Le SNJ-CGT qui défend depuis longtemps le pluralisme, l’éthique, la déontologie et les conditions de travail des journalistes vous demande de prendre en compte ses revendications. Il faut pour cela s’inspirer du programme du Conseil National de la Résistance, qui avait pour ambition « d’assurer la liberté de la presse, son honneur et son indépendance à l’égard de l’État, des puissances de l’argent et des influences étrangères ».

Notre syndicat demande :

 L’inscription dans la Constitution du droit à l’information ;
 Un projet de loi mettant en place les conditions de l’indépendance juridique des rédactions par rapport aux actionnaires.
 Le renforcement d’un service public des médias audiovisuels.
 Une réflexion sur l’impression et sur la distribution.
 Une refonte du CSA.
 Un statut novateur pour les entreprises de presse afin de garantir une presse démocratique, associative, alternative, pluraliste et indépendante.
 L’inscription du financement de l’audiovisuel public dans la Constitution.

Il vous demande aussi de :

 Assurer la protection du secret des sources des journalistes en réformant enfin la loi de 2010.
 Relancer les dispositions anti-concentration dans les médias.
 Prohiber la détention de médias aux groupes bénéficiant de commandes publiques.
 Sauvegarder les droits d’auteurs en abolissant la loi Hadopi et toutes les dispositions qui favorisent la mutualisation des contenus.
 Un statut pour les lanceurs d’alerte
 De vous assurer que les aides publiques à la presse accompagnent des politiques volontaristes privilégiant la qualité de l’information et la sauvegarde des emplois.

Notre combat est aussi celui de la démocratie.
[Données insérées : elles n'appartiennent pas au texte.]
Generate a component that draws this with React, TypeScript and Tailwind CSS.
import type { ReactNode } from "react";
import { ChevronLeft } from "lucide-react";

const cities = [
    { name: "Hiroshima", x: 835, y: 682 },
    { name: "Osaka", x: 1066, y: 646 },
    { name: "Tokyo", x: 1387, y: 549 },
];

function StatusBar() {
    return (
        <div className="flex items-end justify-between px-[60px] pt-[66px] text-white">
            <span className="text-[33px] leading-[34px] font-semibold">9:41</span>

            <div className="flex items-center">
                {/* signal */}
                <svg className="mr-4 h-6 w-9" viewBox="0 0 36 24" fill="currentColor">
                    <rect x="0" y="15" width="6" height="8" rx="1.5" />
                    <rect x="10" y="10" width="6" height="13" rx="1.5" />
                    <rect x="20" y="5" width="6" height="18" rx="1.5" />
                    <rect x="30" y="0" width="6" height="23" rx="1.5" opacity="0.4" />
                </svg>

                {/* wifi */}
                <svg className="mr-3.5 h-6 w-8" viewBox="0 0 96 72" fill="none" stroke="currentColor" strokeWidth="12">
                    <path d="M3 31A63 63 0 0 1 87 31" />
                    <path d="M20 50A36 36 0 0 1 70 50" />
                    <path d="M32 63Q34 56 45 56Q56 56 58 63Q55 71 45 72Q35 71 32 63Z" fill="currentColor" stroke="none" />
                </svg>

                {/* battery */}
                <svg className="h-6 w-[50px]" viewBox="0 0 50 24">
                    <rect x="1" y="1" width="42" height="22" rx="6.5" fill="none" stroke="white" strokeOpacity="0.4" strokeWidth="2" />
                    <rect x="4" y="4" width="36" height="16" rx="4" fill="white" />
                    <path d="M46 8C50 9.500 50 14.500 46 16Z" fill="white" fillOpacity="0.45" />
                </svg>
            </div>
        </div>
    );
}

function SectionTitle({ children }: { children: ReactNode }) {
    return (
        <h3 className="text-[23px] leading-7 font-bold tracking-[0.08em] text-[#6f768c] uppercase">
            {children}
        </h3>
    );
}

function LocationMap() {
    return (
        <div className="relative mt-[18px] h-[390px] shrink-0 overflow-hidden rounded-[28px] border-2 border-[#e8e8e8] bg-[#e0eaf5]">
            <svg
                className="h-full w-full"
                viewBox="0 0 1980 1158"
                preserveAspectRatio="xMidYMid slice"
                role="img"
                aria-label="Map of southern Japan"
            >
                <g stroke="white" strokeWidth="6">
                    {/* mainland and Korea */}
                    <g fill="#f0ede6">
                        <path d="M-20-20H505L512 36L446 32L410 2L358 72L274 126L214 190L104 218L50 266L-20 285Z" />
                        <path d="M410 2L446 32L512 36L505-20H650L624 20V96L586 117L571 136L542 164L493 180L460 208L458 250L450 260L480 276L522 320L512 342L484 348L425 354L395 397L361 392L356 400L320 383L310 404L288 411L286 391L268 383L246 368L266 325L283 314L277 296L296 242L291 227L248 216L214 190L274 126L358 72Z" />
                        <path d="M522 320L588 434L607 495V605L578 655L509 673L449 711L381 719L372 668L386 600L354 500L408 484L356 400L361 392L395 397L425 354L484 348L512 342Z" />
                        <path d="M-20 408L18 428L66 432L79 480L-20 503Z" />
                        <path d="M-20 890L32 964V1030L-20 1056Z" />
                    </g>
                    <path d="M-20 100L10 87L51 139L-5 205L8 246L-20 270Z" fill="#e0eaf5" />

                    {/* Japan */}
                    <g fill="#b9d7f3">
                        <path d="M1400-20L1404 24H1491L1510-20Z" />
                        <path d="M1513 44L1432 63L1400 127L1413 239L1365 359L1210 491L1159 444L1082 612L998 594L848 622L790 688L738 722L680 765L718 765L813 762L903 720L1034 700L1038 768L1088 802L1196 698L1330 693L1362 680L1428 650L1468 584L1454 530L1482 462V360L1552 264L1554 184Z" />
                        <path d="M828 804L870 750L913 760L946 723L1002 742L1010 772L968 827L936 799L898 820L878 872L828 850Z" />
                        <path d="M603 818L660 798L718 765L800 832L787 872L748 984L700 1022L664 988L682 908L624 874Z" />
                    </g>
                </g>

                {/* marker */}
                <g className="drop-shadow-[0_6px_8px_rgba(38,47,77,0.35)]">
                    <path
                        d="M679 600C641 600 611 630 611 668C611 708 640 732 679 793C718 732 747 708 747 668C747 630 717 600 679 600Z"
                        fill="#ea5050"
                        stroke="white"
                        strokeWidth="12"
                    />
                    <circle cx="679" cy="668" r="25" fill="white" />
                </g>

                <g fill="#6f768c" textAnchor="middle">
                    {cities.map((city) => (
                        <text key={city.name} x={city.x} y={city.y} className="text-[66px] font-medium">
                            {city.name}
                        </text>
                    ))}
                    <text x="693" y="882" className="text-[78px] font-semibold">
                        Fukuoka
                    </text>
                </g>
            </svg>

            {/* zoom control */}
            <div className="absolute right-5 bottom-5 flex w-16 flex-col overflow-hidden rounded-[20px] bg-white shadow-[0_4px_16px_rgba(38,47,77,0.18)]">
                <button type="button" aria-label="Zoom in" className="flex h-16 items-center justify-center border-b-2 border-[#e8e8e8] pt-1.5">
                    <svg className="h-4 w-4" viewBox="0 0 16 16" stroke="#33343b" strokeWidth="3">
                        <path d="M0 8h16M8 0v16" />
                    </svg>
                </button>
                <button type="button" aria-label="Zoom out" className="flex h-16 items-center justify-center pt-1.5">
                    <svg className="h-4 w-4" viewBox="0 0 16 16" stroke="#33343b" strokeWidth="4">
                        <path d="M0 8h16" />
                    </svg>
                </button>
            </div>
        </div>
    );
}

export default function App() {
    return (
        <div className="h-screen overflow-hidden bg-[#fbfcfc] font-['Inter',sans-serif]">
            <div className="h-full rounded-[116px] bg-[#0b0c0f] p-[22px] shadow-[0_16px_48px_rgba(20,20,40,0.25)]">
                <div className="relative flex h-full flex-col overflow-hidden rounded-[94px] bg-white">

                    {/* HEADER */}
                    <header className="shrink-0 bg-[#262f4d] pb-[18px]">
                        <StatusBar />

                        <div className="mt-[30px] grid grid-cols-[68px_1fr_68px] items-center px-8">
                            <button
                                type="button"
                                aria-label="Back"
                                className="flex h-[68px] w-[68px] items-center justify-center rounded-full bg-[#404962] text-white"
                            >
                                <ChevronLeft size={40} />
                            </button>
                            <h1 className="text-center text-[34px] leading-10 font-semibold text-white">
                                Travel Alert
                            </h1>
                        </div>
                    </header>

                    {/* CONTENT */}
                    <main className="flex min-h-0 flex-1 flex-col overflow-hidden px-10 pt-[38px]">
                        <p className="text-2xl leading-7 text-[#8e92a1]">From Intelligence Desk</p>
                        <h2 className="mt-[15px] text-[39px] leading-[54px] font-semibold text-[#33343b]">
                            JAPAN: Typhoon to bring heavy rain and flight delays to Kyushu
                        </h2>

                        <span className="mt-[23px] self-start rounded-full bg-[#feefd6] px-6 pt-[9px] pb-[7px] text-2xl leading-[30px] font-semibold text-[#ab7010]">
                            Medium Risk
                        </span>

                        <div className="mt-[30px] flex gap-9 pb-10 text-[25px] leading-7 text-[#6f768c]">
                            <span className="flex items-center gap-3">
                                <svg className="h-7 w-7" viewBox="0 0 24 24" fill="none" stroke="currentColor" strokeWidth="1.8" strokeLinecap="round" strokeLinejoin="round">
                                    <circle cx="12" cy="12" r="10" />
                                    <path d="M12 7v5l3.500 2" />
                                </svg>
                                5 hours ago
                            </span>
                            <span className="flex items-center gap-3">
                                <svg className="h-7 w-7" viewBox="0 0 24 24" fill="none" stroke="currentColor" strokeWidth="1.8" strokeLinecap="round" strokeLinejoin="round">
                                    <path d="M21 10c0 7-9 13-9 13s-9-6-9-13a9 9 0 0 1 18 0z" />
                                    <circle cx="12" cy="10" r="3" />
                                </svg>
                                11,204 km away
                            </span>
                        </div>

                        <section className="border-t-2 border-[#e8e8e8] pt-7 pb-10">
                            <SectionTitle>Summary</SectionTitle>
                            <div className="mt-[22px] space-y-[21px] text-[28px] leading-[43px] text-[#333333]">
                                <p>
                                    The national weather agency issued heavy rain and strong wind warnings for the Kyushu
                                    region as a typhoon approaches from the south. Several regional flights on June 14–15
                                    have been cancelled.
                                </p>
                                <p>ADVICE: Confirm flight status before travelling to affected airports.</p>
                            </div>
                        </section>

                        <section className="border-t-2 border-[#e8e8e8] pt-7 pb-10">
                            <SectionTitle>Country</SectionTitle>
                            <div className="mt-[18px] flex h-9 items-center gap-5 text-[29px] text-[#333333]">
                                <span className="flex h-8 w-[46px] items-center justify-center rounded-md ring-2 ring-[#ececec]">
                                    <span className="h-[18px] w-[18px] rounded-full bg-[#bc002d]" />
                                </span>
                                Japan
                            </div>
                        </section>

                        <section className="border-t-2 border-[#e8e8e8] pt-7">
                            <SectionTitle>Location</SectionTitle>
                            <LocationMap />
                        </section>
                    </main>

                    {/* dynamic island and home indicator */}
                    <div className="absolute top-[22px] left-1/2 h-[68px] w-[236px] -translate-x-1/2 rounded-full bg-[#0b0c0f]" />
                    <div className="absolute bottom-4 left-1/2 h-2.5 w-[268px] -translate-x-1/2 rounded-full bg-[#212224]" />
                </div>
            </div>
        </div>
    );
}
Contre les mesures sécuritaires du quinquennat actuel (loi Renseignement et Etat d’urgence).

C’est pourquoi nous vous demandons d’agir en appuyant nos propositions pour renforcer le pluralisme et l’indépendance des journalistes dans ce pays.

Nous attendons des réponses à nos très vives inquiétudes et nous vous prions d’accepter nos salutations syndicalistes.